One of the trickiest issues that small businesses face is deciding when to start hiring additional work force to help the business grow. If you are like most small businesses, the decision is never easy.
On one hand, you cannot grow without additional help. You have reached full capacity with your current staff and you cannot increase production or sales without more workforce capacity. On the other hand, growth can only occur after you make additional hires meaning you must first hire and hope that your increased payroll will lead to increased profits.
So how do you balance your desire to grow your business against the fear that increasing your payroll will not pay off? In other words, how do you change a leap of faith into a well-informed decision? Actually, it is quite simple. Just use this basic strategy to determine when to hire.

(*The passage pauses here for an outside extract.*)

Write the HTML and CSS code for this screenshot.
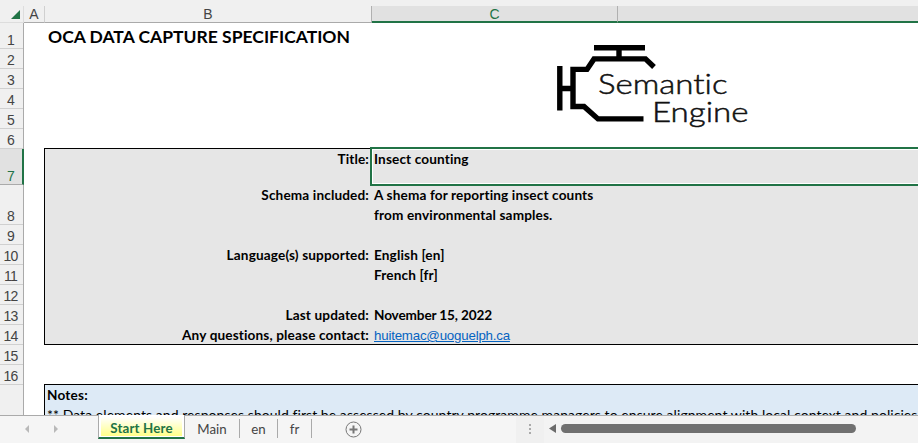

1. Understand Supply & Demand
First, by the time most businesses are approaching the stage where they are moving from a scrappy upstart to a sustainable model with a consistent sales record you should understand the basics of supply and demand. As consumer demand increases for your products you can increase sales by increasing supply. Correspondingly, if consumer demand decreases for your products your sales will decrease.

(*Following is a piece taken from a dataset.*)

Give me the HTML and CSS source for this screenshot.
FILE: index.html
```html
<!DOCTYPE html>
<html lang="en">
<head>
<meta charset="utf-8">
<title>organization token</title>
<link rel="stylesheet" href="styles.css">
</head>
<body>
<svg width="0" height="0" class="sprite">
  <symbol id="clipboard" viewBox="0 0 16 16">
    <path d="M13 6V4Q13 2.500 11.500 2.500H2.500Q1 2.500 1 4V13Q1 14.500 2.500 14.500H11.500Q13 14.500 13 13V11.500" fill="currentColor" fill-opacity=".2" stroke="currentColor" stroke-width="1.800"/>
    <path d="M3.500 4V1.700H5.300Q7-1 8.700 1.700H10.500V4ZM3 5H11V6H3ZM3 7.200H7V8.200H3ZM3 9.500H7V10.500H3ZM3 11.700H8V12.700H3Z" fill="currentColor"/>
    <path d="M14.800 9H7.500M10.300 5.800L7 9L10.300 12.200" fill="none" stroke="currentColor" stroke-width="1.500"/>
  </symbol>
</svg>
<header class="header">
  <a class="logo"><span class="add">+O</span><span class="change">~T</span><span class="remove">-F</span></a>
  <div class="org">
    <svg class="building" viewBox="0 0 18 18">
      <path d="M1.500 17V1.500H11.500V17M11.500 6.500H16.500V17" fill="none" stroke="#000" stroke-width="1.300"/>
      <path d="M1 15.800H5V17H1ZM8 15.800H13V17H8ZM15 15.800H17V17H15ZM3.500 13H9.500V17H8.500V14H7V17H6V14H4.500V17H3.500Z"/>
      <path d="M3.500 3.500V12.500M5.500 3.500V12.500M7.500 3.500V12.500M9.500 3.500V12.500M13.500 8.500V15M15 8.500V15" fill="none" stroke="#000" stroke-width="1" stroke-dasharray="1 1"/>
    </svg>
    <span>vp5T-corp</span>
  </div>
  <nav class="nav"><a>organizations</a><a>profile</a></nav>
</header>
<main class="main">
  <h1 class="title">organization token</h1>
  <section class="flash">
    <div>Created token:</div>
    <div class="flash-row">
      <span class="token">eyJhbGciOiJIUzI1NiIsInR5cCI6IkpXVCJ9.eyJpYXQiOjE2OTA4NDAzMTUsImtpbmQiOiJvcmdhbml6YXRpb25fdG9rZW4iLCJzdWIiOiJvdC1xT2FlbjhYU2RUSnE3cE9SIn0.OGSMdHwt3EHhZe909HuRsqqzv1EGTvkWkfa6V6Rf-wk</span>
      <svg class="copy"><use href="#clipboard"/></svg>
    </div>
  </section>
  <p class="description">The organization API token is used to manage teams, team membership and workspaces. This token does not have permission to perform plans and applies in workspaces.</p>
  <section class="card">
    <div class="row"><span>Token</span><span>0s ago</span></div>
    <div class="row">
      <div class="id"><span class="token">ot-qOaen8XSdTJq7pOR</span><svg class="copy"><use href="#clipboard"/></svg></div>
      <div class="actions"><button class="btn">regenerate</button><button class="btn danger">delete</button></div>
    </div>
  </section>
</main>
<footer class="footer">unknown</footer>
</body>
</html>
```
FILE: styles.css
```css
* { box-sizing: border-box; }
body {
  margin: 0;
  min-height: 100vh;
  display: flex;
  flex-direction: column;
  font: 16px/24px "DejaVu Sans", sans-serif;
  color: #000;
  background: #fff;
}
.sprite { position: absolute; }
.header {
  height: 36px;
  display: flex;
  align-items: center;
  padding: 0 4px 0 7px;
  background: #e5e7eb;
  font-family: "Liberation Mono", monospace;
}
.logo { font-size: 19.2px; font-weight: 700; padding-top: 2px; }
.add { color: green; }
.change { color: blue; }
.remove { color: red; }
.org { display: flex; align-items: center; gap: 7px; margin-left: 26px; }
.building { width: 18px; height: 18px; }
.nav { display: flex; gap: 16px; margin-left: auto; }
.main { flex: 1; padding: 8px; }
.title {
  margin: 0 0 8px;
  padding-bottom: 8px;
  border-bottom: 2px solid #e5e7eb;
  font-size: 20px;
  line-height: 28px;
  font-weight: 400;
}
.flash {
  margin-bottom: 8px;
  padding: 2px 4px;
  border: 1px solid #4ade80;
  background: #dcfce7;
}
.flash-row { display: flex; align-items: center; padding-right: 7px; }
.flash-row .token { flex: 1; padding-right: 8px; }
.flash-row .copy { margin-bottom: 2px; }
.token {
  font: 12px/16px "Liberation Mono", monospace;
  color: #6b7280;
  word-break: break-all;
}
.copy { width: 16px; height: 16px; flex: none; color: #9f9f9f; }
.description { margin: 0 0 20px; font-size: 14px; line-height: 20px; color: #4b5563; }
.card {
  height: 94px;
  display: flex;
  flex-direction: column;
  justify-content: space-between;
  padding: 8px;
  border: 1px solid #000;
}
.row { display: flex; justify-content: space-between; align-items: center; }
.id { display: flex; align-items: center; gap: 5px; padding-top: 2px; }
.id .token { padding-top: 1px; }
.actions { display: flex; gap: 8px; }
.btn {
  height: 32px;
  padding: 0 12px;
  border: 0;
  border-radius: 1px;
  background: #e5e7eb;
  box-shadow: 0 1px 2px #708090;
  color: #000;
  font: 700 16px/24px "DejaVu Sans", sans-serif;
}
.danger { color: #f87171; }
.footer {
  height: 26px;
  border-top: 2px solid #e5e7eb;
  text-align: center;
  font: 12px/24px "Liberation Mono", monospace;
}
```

2. Hire When Demand Exceeds Supply or When Demand Will Exceed Supply
Once you understand the fundamental principal of supply and demand it must be applied practically to your business model. Specifically, you should hire new employees when (a) the demand for your goods or services already is greater than the supply your current workforce can produce; or (b) you know that demand will soon increase due to some anticipated change in marketing or otherwise, and you will need to increase supply to meet that heightened demand.
3. Set Performance Metrics
Once the decision to hire additional workers is made you must set performance benchmarks to ensure your now larger workforce is satisfying increased demand for your goods and services. In short, set rigid sales and profitability goals that must be attained to justify the new hires. Only by setting these goals in advance will you be able to track whether your investment in additional workers has increased or decreased the profitability of your business.
4. Be Willing to Reduce Supply
In the end you must keep one thing in focus: it's not personal, it's just business. If your performance goals are not attained after the new hires have started you must be willing to trim supply as needed. If sales do not go up, if profitability goes down, if you were wrong about increasing demand for your products as the basis for the new hires you must be willing to atone for these lessons and reduce the size of your workforce to ensure the profitability and survival of the company.